In a press conference on Thursday, June 11, city of Greenville Mayor Knox White emphasized there has been a lack of precautions taken by individuals including wearing face masks and social distancing.
“We know that people are not social distancing like they should. I am guilty myself of not social distancing as I should,” Knox said. “We need to be reminded again how important this is, and I think we need to be reminded that the steps to be taken at this point … are really an easy ask.”
Dr. Brannon Traxler of DHEC revealed that there were 125 new cases in Greenville County as of Thursday, June 11, bringing the total number of cases to 2,492. She said that yesterday’s number of 145 cases was the highest daily number seen in a South Carolina county since the pandemic began. Two people died Thursday of the disease, bringing the number of deaths in Greenville County to 67 total.
“To put these numbers in perspective, Greenville County currently has a higher case count and a higher rate of cases by population size than the entire state of Vermont, West Virginia, Wyoming or Montana,” Traxler said.

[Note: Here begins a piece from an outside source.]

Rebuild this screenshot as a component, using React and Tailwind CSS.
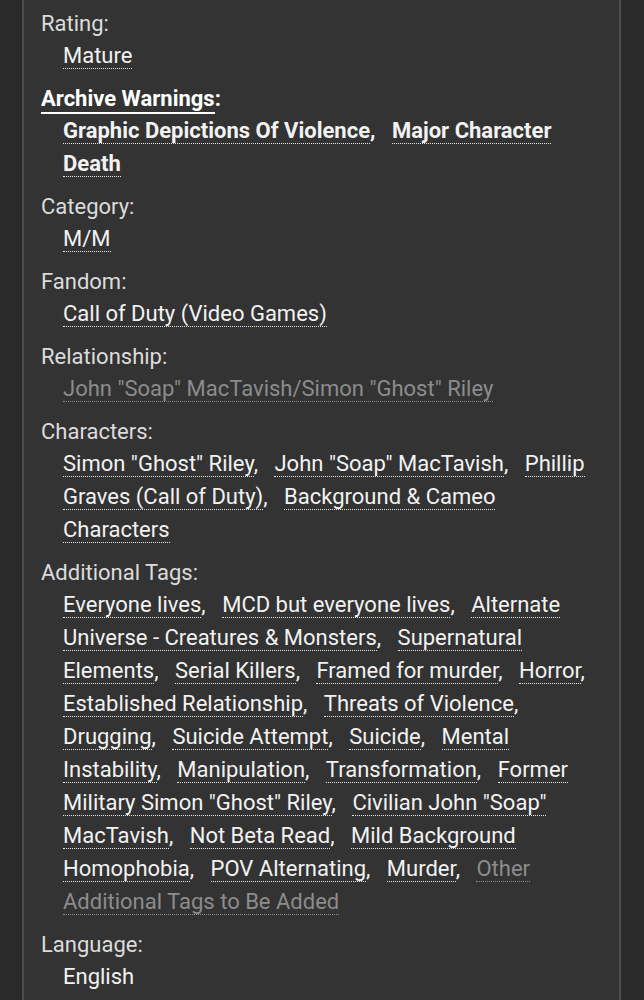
// App.jsx

const groups = [
  { label: "Rating", tags: [{ t: "Mature" }] },
  {
    label: "Archive Warnings",
    strong: true,
    tags: [{ t: "Graphic Depictions Of Violence" }, { t: "Major Character Death" }],
  },
  { label: "Category", tags: [{ t: "M/M" }] },
  { label: "Fandom", tags: [{ t: "Call of Duty (Video Games)" }] },
  {
    label: "Relationship",
    tags: [{ t: 'John "Soap" MacTavish/Simon "Ghost" Riley', dim: true }],
  },
  {
    label: "Characters",
    tags: [
      { t: 'Simon "Ghost" Riley' },
      { t: 'John "Soap" MacTavish' },
      { t: "Phillip Graves (Call of Duty)" },
      { t: "Background & Cameo Characters" },
    ],
  },
  {
    label: "Additional Tags",
    tags: [
      { t: "Everyone lives" },
      { t: "MCD but everyone lives" },
      { t: "Alternate Universe - Creatures & Monsters" },
      { t: "Supernatural Elements" },
      { t: "Serial Killers" },
      { t: "Framed for murder" },
      { t: "Horror" },
      { t: "Established Relationship" },
      { t: "Threats of Violence" },
      { t: "Drugging" },
      { t: "Suicide Attempt" },
      { t: "Suicide" },
      { t: "Mental Instability" },
      { t: "Manipulation" },
      { t: "Transformation" },
      { t: 'Former Military Simon "Ghost" Riley' },
      { t: 'Civilian John "Soap" MacTavish' },
      { t: "Not Beta Read" },
      { t: "Mild Background Homophobia" },
      { t: "POV Alternating" },
      { t: "Murder" },
      { t: "Other Additional Tags to Be Added", dim: true },
    ],
  },
  { label: "Language", plain: "English" },
];

function TagList({ tags, strong }) {
  return (
    <ul className="inline">
      {tags.map((tag, i) => {
        const last = i === tags.length - 1;
        const color = tag.dim ? "text-[#8c8c8c] border-[#8c8c8c]" : "text-[#f2f2f2] border-[#e6e6e6]";
        return (
          <li key={tag.t} className={"inline " + (last ? "" : "mr-[11px]")}>
            <a href="#" className={"border-b border-dotted " + color + (strong ? " font-bold" : "")}>
              {tag.t}
            </a>
            {last ? null : <span className={strong ? "font-bold text-[#f2f2f2]" : "text-[#f2f2f2]"}>,</span>}
            {last ? null : " "}
          </li>
        );
      })}
    </ul>
  );
}

export default function App() {
  return (
    <div className="flex min-h-screen bg-[#2a2a2a] pl-[22px]" style={{ fontFamily: "Roboto, 'Liberation Sans', sans-serif" }}>
      <div className="w-[599px] shrink-0 bg-[#333333] border-l-2 border-r-2 border-[#4c4c4c] px-[17px] pt-[9px] pb-4">
        <dl className="text-[22px]">
          {groups.map((g) => (
            <div key={g.label}>
              <dt className="leading-[30px]">
                {g.strong ? (
                  <span className="font-bold text-white">
                    <span className="border-b-2 border-white pb-[1px]">{g.label}</span>:
                  </span>
                ) : (
                  <span className="text-[#dcdcdc]">{g.label}:</span>
                )}
              </dt>
              <dd className="pl-[22px] leading-[33px] mb-3">
                {g.plain ? (
                  <span className="text-[#f2f2f2]">{g.plain}</span>
                ) : (
                  <TagList tags={g.tags} strong={g.strong} />
                )}
              </dd>
            </div>
          ))}
        </dl>
      </div>
    </div>
  );
}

Communication and cooperation between the community and health care systems along with following the coronavirus guidelines from the Centers for Disease Control and Prevention and DHEC will be key to stopping the spread, Prisma Health‘s Dr. Wendell James said. “This is not fiction,” he added.

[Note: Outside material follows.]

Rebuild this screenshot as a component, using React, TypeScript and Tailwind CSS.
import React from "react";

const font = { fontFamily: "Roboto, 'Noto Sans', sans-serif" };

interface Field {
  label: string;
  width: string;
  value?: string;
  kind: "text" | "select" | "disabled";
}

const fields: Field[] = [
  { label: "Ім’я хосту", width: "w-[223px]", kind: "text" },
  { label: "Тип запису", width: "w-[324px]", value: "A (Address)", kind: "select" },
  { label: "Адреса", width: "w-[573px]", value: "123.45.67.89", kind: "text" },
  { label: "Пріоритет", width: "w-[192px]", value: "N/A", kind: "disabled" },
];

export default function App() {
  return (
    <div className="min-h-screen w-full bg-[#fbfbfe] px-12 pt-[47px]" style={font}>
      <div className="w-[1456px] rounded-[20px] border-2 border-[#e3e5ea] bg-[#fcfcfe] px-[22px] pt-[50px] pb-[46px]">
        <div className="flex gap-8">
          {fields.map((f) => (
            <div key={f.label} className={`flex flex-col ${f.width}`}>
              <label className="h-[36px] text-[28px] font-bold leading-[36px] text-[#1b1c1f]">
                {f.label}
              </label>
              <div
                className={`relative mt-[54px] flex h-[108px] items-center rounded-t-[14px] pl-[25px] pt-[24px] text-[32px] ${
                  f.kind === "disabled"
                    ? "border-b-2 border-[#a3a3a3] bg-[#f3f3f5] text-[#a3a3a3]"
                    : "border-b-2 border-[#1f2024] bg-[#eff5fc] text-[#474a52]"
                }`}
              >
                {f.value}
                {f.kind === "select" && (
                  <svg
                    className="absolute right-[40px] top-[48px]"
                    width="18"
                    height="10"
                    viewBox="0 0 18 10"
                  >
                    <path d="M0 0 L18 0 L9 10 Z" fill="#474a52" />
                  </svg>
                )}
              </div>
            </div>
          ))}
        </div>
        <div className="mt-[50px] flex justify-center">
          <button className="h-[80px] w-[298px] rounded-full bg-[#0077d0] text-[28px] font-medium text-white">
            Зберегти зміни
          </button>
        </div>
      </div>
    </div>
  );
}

“It’s not spreading in the hospital. It’s not spreading in a business environment where people are observing social distancing and wearing masks. It’s not spreading in a restaurant where people are social distancing and they’re observing other protocols,” said Dr. Eric Ossman, also from Prisma. “It’s spreading in close groups.”
Dr. Marcus Blackstone, chief clinical officer at Bon Secours St. Francis Health System, said it has been “bothersome” that some people have asked if the disease was even real. “It’s as real as it gets,” he said. “It’s here, and we run the risk of this continuing if we don’t do our part.”
County Councilman Ennis Fant drew attention to the combined situation of COVID-19 and the continued protests across the country following the death of George Floyd. He urged those who plan to attend any protests to wear face masks, keep to small groups and not wander through large crowds. He said that those who had participated in the recent protests should get tested for the coronavirus.
Officials also brought up the number of positive cases in the Hispanic population. About a third of new cases have come from Hispanic-identifying people. Besides targeted testing in Greenville areas with large Hispanic populations, the health systems have partnered with community groups like the Hispanic Alliance to provide bilingual resources for individuals.